■ Recorded information ■
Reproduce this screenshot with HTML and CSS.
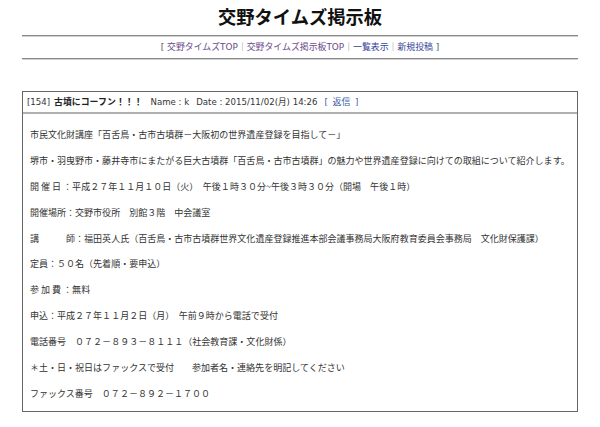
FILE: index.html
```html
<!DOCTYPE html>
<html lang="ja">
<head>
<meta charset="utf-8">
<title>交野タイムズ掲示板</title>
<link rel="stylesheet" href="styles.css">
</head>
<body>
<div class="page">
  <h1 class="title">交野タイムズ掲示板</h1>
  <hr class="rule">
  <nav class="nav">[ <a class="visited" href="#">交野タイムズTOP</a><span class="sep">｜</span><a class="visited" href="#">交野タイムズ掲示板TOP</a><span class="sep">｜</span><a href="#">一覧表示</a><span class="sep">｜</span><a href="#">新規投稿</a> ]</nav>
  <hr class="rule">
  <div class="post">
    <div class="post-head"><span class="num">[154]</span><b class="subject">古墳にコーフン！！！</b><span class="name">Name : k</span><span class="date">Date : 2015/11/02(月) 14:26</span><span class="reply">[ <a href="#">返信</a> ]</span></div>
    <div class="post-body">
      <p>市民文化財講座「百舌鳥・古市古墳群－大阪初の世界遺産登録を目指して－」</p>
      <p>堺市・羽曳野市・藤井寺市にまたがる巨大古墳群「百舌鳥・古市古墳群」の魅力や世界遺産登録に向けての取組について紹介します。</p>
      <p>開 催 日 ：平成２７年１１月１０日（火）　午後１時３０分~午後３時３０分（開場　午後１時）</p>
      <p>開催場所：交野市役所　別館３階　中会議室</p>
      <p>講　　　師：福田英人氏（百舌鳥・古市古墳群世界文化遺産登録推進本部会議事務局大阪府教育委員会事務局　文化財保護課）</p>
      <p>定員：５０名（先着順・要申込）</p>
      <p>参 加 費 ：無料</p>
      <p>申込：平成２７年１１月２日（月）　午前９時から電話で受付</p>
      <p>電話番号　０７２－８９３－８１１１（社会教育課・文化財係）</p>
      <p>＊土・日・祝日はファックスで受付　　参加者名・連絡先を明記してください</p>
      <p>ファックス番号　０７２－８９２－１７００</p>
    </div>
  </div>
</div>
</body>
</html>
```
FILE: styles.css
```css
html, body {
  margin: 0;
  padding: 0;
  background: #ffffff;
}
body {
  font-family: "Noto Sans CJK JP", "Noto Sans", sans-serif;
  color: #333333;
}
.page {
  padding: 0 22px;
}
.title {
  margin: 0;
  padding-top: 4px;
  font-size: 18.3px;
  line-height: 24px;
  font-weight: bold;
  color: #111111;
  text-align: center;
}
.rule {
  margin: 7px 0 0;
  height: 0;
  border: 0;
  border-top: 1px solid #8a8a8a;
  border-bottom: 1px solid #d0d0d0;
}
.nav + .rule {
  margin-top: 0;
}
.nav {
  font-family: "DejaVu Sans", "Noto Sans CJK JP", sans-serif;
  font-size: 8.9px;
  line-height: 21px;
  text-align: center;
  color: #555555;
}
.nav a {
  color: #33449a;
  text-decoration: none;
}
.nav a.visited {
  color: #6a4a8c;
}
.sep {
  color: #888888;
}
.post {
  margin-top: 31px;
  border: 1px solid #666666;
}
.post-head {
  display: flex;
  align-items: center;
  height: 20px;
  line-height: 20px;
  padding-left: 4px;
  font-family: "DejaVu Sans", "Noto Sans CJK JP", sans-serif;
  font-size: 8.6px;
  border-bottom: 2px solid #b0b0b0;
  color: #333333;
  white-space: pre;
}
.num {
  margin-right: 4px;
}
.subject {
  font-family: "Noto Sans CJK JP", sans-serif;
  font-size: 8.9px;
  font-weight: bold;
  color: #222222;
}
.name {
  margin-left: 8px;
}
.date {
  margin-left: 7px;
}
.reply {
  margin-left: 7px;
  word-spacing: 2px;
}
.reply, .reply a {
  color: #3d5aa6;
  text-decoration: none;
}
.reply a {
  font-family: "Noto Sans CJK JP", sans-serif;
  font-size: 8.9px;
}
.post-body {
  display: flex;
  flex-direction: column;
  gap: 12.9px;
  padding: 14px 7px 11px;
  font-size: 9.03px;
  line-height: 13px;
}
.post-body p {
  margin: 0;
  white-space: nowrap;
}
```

■ Written instruction ■
Except for the pictures, copy the material above exactly.

■ Problem solution ■
Reproduce this screenshot with HTML and CSS.
FILE: index.html
```html
<!DOCTYPE html>
<html lang="ja">
<head>
<meta charset="utf-8">
<title>交野タイムズ掲示板</title>
<link rel="stylesheet" href="styles.css">
</head>
<body>
<div class="page">
  <h1 class="title">交野タイムズ掲示板</h1>
  <hr class="rule">
  <nav class="nav">[ <a class="visited" href="#">交野タイムズTOP</a><span class="sep">｜</span><a class="visited" href="#">交野タイムズ掲示板TOP</a><span class="sep">｜</span><a href="#">一覧表示</a><span class="sep">｜</span><a href="#">新規投稿</a> ]</nav>
  <hr class="rule">
  <div class="post">
    <div class="post-head"><span class="num">[154]</span><b class="subject">古墳にコーフン！！！</b><span class="name">Name : k</span><span class="date">Date : 2015/11/02(月) 14:26</span><span class="reply">[ <a href="#">返信</a> ]</span></div>
    <div class="post-body">
      <p>市民文化財講座「百舌鳥・古市古墳群－大阪初の世界遺産登録を目指して－」</p>
      <p>堺市・羽曳野市・藤井寺市にまたがる巨大古墳群「百舌鳥・古市古墳群」の魅力や世界遺産登録に向けての取組について紹介します。</p>
      <p>開 催 日 ：平成２７年１１月１０日（火）　午後１時３０分~午後３時３０分（開場　午後１時）</p>
      <p>開催場所：交野市役所　別館３階　中会議室</p>
      <p>講　　　師：福田英人氏（百舌鳥・古市古墳群世界文化遺産登録推進本部会議事務局大阪府教育委員会事務局　文化財保護課）</p>
      <p>定員：５０名（先着順・要申込）</p>
      <p>参 加 費 ：無料</p>
      <p>申込：平成２７年１１月２日（月）　午前９時から電話で受付</p>
      <p>電話番号　０７２－８９３－８１１１（社会教育課・文化財係）</p>
      <p>＊土・日・祝日はファックスで受付　　参加者名・連絡先を明記してください</p>
      <p>ファックス番号　０７２－８９２－１７００</p>
    </div>
  </div>
</div>
</body>
</html>
```
FILE: styles.css
```css
html, body {
  margin: 0;
  padding: 0;
  background: #ffffff;
}
body {
  font-family: "Noto Sans CJK JP", "Noto Sans", sans-serif;
  color: #333333;
}
.page {
  padding: 0 22px;
}
.title {
  margin: 0;
  padding-top: 4px;
  font-size: 18.3px;
  line-height: 24px;
  font-weight: bold;
  color: #111111;
  text-align: center;
}
.rule {
  margin: 7px 0 0;
  height: 0;
  border: 0;
  border-top: 1px solid #8a8a8a;
  border-bottom: 1px solid #d0d0d0;
}
.nav + .rule {
  margin-top: 0;
}
.nav {
  font-family: "DejaVu Sans", "Noto Sans CJK JP", sans-serif;
  font-size: 8.9px;
  line-height: 21px;
  text-align: center;
  color: #555555;
}
.nav a {
  color: #33449a;
  text-decoration: none;
}
.nav a.visited {
  color: #6a4a8c;
}
.sep {
  color: #888888;
}
.post {
  margin-top: 31px;
  border: 1px solid #666666;
}
.post-head {
  display: flex;
  align-items: center;
  height: 20px;
  line-height: 20px;
  padding-left: 4px;
  font-family: "DejaVu Sans", "Noto Sans CJK JP", sans-serif;
  font-size: 8.6px;
  border-bottom: 2px solid #b0b0b0;
  color: #333333;
  white-space: pre;
}
.num {
  margin-right: 4px;
}
.subject {
  font-family: "Noto Sans CJK JP", sans-serif;
  font-size: 8.9px;
  font-weight: bold;
  color: #222222;
}
.name {
  margin-left: 8px;
}
.date {
  margin-left: 7px;
}
.reply {
  margin-left: 7px;
  word-spacing: 2px;
}
.reply, .reply a {
  color: #3d5aa6;
  text-decoration: none;
}
.reply a {
  font-family: "Noto Sans CJK JP", sans-serif;
  font-size: 8.9px;
}
.post-body {
  display: flex;
  flex-direction: column;
  gap: 12.9px;
  padding: 14px 7px 11px;
  font-size: 9.03px;
  line-height: 13px;
}
.post-body p {
  margin: 0;
  white-space: nowrap;
}
```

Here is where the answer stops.